I did have the weather strip roll off once, but put it back with a dab of grip glue, and never had the problem again....
 
SPYDER FINALLY OPENED ITS FRUNK

See the list of reasons above. It is usually one of those. proper adjustment and lubrication are critical.

I opened and closed it manually a few times and I noticed (like all of you stated) that the moulding was pushed up. I pushed it back down and it worked a couple times with the remote switch, then it wouldnt work again. It appears that this latch is out of adjustment. I have to take it in for the 600 mile check/oil change so Ill have the dealer adjust.


Thanks to all of you for your help!
 
I purchased this Spyder brand new from a dealer in Woodbridge, VA. Within 24 hours, there was a problem with the rear shock/airbag. The dealer "found nothing" and said there was no problem. So I continued to ride the Spyder. The rear airbag continued to loose pressure and I had to constantly add air into it. Over the course of filling the airbag and then going on a 3 hour ride, the rear would give a really big metallic clunk when going over small (and large) bumps. Then I started having issues with the radio...audio problems. Since "there was no problem" according to the Woodbrige dealer, I took the Spyder to a dealer in Fredericksburg, VA. THEY FOUND that the rear airbag/shock assembly was defective from the manufacture and was loosing air. This was covered under warranty. They also tweaked the radio. They also replaced the recalled gas cap. After this replaced gas cap issue, I was riding on a hot day when I pulled into a gas station to get gas. I could not remove the gas cap. So I called the Fredericksburg dealer. He said I needed to wait till the bike cooled down since the gas was "boiling" and this was why I couldnt remove the cap. So I got some cold water (1 gallon) and poured it over the gas tank. This cooled the bike down enough that the gas stopped boiling and I could get the cap off and get refueled.
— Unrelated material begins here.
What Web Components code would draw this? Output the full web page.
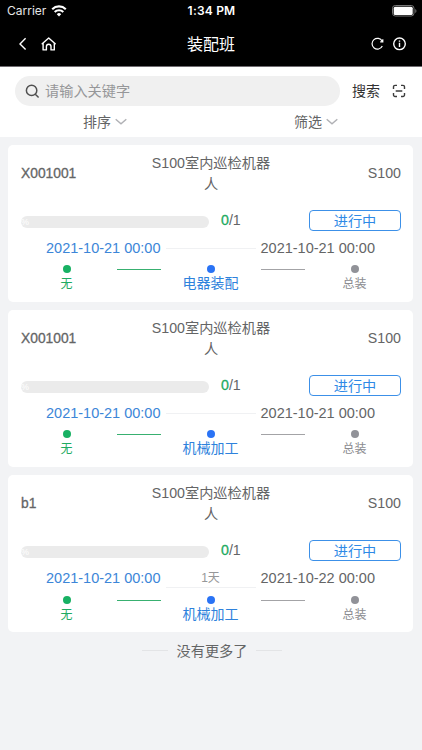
<!DOCTYPE html>
<html lang="zh-CN">
<head>
<meta charset="UTF-8">
<meta name="viewport" content="width=device-width, initial-scale=1">
<title>装配班</title>
<style>
  body {
    margin: 0;
    background-color: #f2f3f5;
    font-family: "Liberation Sans", "Noto Sans CJK SC", sans-serif;
    font-size: 14px;
    color: #646566;
  }
</style>
</head>
<body>
<work-app></work-app>

<script>
class StatusBar extends HTMLElement {
  constructor() {
    super();
    this.attachShadow({ mode: 'open' });
  }

  connectedCallback() {
    this.shadowRoot.innerHTML = `
      <style>
        :host {
          display: grid;
          grid-template-columns: 1fr auto 1fr;
          align-items: center;
          height: 22px;
          padding: 0 5px 0 7px;
          background-color: #000;
          color: #fff;
          font: 12px/22px Inter, sans-serif;
        }
        .carrier { display: flex; align-items: center; gap: 5px; color: #e6e6e6; }
        .time { font-weight: 600; letter-spacing: .2px; margin-left: -1px; }
        .battery { justify-self: end; }
        svg { display: block; }
      </style>
      <div class="carrier">
        <span>Carrier</span>
        <svg width="16" height="12" viewBox="0 0 16 12" fill="none" stroke="#fff" stroke-width="2.1">
          <path d="M1.2 4.2a9.7 9.7 0 0 1 13.6 0M3.7 7a6.1 6.1 0 0 1 8.6 0"/>
          <path d="M8 11.4 5.8 9.2a3.1 3.1 0 0 1 4.4 0z" fill="#fff" stroke="none"/>
        </svg>
      </div>
      <div class="time">1:34 PM</div>
      <svg class="battery" width="25" height="12" viewBox="0 0 25 12">
        <rect x=".5" y=".5" width="21.5" height="10.5" rx="2.8" fill="none" stroke="#777"/>
        <rect x="1.7" y="1.7" width="19" height="8.2" rx="1.5" fill="#fff"/>
        <path d="M23.3 4v4c1.5-.7 1.5-3.3 0-4z" fill="#777"/>
      </svg>
    `;
  }
}

class NavBar extends HTMLElement {
  constructor() {
    super();
    this.attachShadow({ mode: 'open' });
  }

  connectedCallback() {
    this.shadowRoot.innerHTML = `
      <style>
        :host {
          display: grid;
          grid-template-columns: 1fr auto 1fr;
          align-items: center;
          height: 44px;
          padding: 0 15px 0 18px;
          background-color: #000;
          color: #fff;
          border-bottom: 1px solid #6f6b70;
        }
        .title { font-size: 16px; line-height: 24px; margin-left: -3px; padding-top: 1px; }
        .left, .right { display: flex; align-items: center; }
        .left { gap: 13px; }
        .right { gap: 8px; justify-content: flex-end; }
        svg { display: block; fill: none; stroke: #fff; stroke-width: 1.4; }
      </style>
      <div class="left">
        <svg width="10" height="14" viewBox="0 0 10 14"><path d="m7.6 1.3-5.6 5.6 5.6 5.6"/></svg>
        <svg width="16" height="14" viewBox="0 0 16 14" stroke-linejoin="round" stroke-linecap="round">
          <path d="M1.2 6.7 7.7.9l6.5 5.8M2.1 6.1v6.8h3.3V9.6a2.3 2.3 0 0 1 4.6 0v3.3h3.3V6.1"/>
        </svg>
      </div>
      <div class="title"><slot></slot></div>
      <div class="right">
        <svg width="14" height="14" viewBox="0 0 14 14" style="stroke-width:1.2">
          <path d="M11.3 9.1A5.4 5.4 0 1 1 11.2 4.2M11.8 2.2v2.7H9.2"/>
        </svg>
        <svg width="14" height="14" viewBox="0 0 14 14">
          <circle cx="6.5" cy="6.8" r="5.8"/><path d="M6.5 3.4v1.3M6.5 5.8v4.3"/>
        </svg>
      </div>
    `;
  }
}

class SearchPanel extends HTMLElement {
  constructor() {
    super();
    this.attachShadow({ mode: 'open' });
  }

  connectedCallback() {
    this.shadowRoot.innerHTML = `
      <style>
        :host { display: block; height: 70px; background-color: #fff; }
        .row { display: flex; align-items: center; padding: 9px 16px 0 15px; }
        .field {
          display: flex;
          align-items: center;
          gap: 6px;
          box-sizing: border-box;
          width: 325px;
          height: 30px;
          padding-left: 10px;
          border-radius: 15px;
          background-color: #f0f0f0;
          color: #969799;
        }
        .field span { font-size: 14.2px; margin: -2px 0 0 -1px; }
        .action { margin: -2px 12px 0 12px; color: #323233; }
        .filters { display: flex; margin-top: 5px; line-height: 22px; }
        .filter { flex: 1; display: flex; justify-content: center; align-items: center; gap: 4px; margin-left: -1px; }
        svg { display: block; fill: none; }
      </style>
      <div class="row">
        <div class="field">
          <svg width="15" height="15" viewBox="0 0 15 15" stroke="#505050" stroke-width="1.5">
            <circle cx="6.6" cy="6.4" r="5.2"/><path d="m10.3 10.2 3.3 3.3"/>
          </svg>
          <span>请输入关键字</span>
        </div>
        <span class="action">搜索</span>
        <svg width="14" height="14" viewBox="0 0 14 14" stroke="#3c3c3c" stroke-width="1.4">
          <path d="M5 1.4H3a1.5 1.5 0 0 0-1.5 1.5v2M9 1.4h2a1.5 1.5 0 0 1 1.5 1.5v2M1.5 9v2A1.5 1.5 0 0 0 3 12.5h2M12.5 9v2a1.5 1.5 0 0 1-1.5 1.5H9M3.7 7h6.6"/>
        </svg>
      </div>
      <div class="filters">
        ${['排序', '筛选'].map((name) => `
          <div class="filter">
            <span>${name}</span>
            <svg width="12" height="8" viewBox="0 0 12 8" stroke="#b0b1b5" stroke-width="1.4"><path d="m.7 1.2 5.3 4.6 5.3-4.6"/></svg>
          </div>`).join('')}
      </div>
    `;
  }
}

class StepNode extends HTMLElement {
  constructor() {
    super();
    this.attachShadow({ mode: 'open' });
  }

  connectedCallback() {
    this.shadowRoot.innerHTML = `
      <style>
        :host {
          display: flex;
          flex-direction: column;
          align-items: center;
          width: 100px;
          color: #8b8c90;
          font-size: 12px;
          line-height: 22px;
        }
        :host([state="done"]) { color: #1fab62; }
        :host([state="active"]) { color: #2e82dc; font-size: 14px; line-height: 21px; }
        i { width: 8px; height: 8px; border-radius: 50%; background-color: #919298; }
        :host([state="done"]) i { background-color: #18b163; }
        :host([state="active"]) i { background-color: #2a73f5; }
      </style>
      <i></i>
      <slot></slot>
    `;
  }
}

class TaskCard extends HTMLElement {
  constructor() {
    super();
    this.attachShadow({ mode: 'open' });
  }

  connectedCallback() {
    const get = (name) => this.getAttribute(name) || '';
    this.shadowRoot.innerHTML = `
      <style>
        :host {
          display: block;
          box-sizing: border-box;
          height: 157px;
          padding: 8px 12px 0 13px;
          border-radius: 5px;
          background-color: #fff;
        }
        .head { display: grid; grid-template-columns: 1fr 126px 1fr; align-items: center; height: 41px; }
        .code { -webkit-text-stroke: .3px; font-size: 13.8px; }
        .name { text-align: center; font-size: 14.2px; line-height: 20.5px; }
        .model { text-align: right; font-size: 14.2px; margin-top: -1px; }
        .progress { display: flex; align-items: center; height: 21px; margin-top: 16px; }
        .track {
          width: 188px;
          height: 12px;
          margin-top: 3px;
          border-radius: 6px;
          background-color: #ebebeb;
          color: #fff;
          font-size: 9px;
          line-height: 12px;
          overflow: hidden;
        }
        .count { margin: -2px 0 0 12px; font-size: 14.2px; }
        .count b { color: #1fab62; font-weight: normal; -webkit-text-stroke: .3px; }
        .state {
          box-sizing: border-box;
          width: 92px;
          height: 21px;
          margin-left: auto;
          border: 1px solid #3c90e8;
          border-radius: 4px;
          color: #2e8ae6;
          font-size: 14.2px;
          line-height: 21px;
          text-align: center;
        }
        .dates { display: flex; align-items: center; height: 20px; margin: 7px 26px 0 25px; font-size: 14.5px; white-space: nowrap; }
        .start { color: #3c86d8; }
        .days {
          flex: 1;
          box-sizing: border-box;
          margin: 0 5px 0 5px;
          border-bottom: 1px solid #f0f1f3;
          color: #969799;
          font-size: 12px;
          line-height: 18px;
          text-align: center;
        }
        .steps { display: flex; justify-content: center; margin: 7px 1px 0 0; }
        :host([days]) .steps { margin-top: 8px; }
        .steps hr { width: 44px; height: 1px; margin: 4px 0 0; border: 0; background-color: #a3a3a6; flex: none; }
        .steps hr.done { background-color: #38b070; }
        .steps step-node { flex: none; }
      </style>
      <div class="head">
        <div class="code">${get('code')}</div>
        <div class="name"><slot></slot></div>
        <div class="model">S100</div>
      </div>
      <div class="progress">
        <div class="track">%</div>
        <div class="count"><b>0</b>/1</div>
        <div class="state">进行中</div>
      </div>
      <div class="dates">
        <span class="start">${get('start')}</span>
        <span class="days">${get('days')}</span>
        <span>${get('end')}</span>
      </div>
      <div class="steps">
        <step-node state="done">无</step-node>
        <hr class="done">
        <step-node state="active">${get('step')}</step-node>
        <hr>
        <step-node>总装</step-node>
      </div>
    `;
  }
}

class ListEnd extends HTMLElement {
  constructor() {
    super();
    this.attachShadow({ mode: 'open' });
  }

  connectedCallback() {
    this.shadowRoot.innerHTML = `
      <style>
        :host { display: flex; align-items: center; justify-content: center; gap: 9px; height: 36px; font-size: 14.2px; }
        :host::before, :host::after { content: ""; width: 26px; height: 1px; background-color: #e3e4e6; }
      </style>
      <slot></slot>
    `;
  }
}

class WorkApp extends HTMLElement {
  constructor() {
    super();
    this.attachShadow({ mode: 'open' });
  }

  connectedCallback() {
    this.shadowRoot.innerHTML = `
      <style>
        :host { display: block; height: 750px; overflow: hidden; }
        .list { display: flex; flex-direction: column; gap: 8px; padding: 8px 9px 0 8px; }
        list-end { padding-left: 2px; }
      </style>
      <status-bar></status-bar>
      <nav-bar>装配班</nav-bar>
      <search-panel></search-panel>
      <div class="list">
        <task-card code="X001001" start="2021-10-21 00:00" end="2021-10-21 00:00" step="电器装配">S100室内巡检机器人</task-card>
        <task-card code="X001001" start="2021-10-21 00:00" end="2021-10-21 00:00" step="机械加工">S100室内巡检机器人</task-card>
        <task-card code="b1" start="2021-10-21 00:00" end="2021-10-22 00:00" days="1天" step="机械加工">S100室内巡检机器人</task-card>
      </div>
      <list-end>没有更多了</list-end>
    `;
  }
}

customElements.define('status-bar', StatusBar);
customElements.define('nav-bar', NavBar);
customElements.define('search-panel', SearchPanel);
customElements.define('step-node', StepNode);
customElements.define('task-card', TaskCard);
customElements.define('list-end', ListEnd);
customElements.define('work-app', WorkApp);
</script>
</body>
</html>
Then I started having problems very soon with the parking break cable. It was kinked and slightly melted. I took it to a different dealer in Ruckersville, VA, just to get a different view on things. My bike had only 8000 miles on it and just went out of warranty. So, I purchased the cable and replaced it myself. Everything worked well. Four days later, the cable kinked and melted again. Another new cable was installed by me. When I installed it, I noticed that old cable was not only kinked and melted, but the read switch had also broken. I took this then to the Ruckersville dealer. They put on a new cable (the second one I installed kinked and melted again in that short time) and replaced the read switch. I didnt get 10 miles away from the dealer when I stopped to get gas and the 4th cable the dealer just installed kinked. 10 miles. The dealer took care of the cable (it was a defective cable from the manufacturer).

All was good for a short time. Then this past January, I took the bike back to the Ruckersville (the Spyder was out of warranty) because the bike wouldnt go into reverse at all and shifting was extremely hard. They replaced the hydraulic seal. They said the seal was leaking (bad) and had to be replaced. This repair was out of my pocket ($600 o so). Now, 300 miles later, the same problem...reverse switch doesnt work and shifting is hard. A different repair of the clutch/reverse assembly. Now they have to replace the reverse switch and all the wiring that controls it. Between parts and labor, the bill is just under $900.

So now I complain to BRP. They opened up a case. They will "discuss" this with the dealer. So now I sit and wait. No riding again this weekend. My Spyder has less than 11K miles on it. This REALLY seems to be a LEMON. Now I am concerned about if it is safe to ride.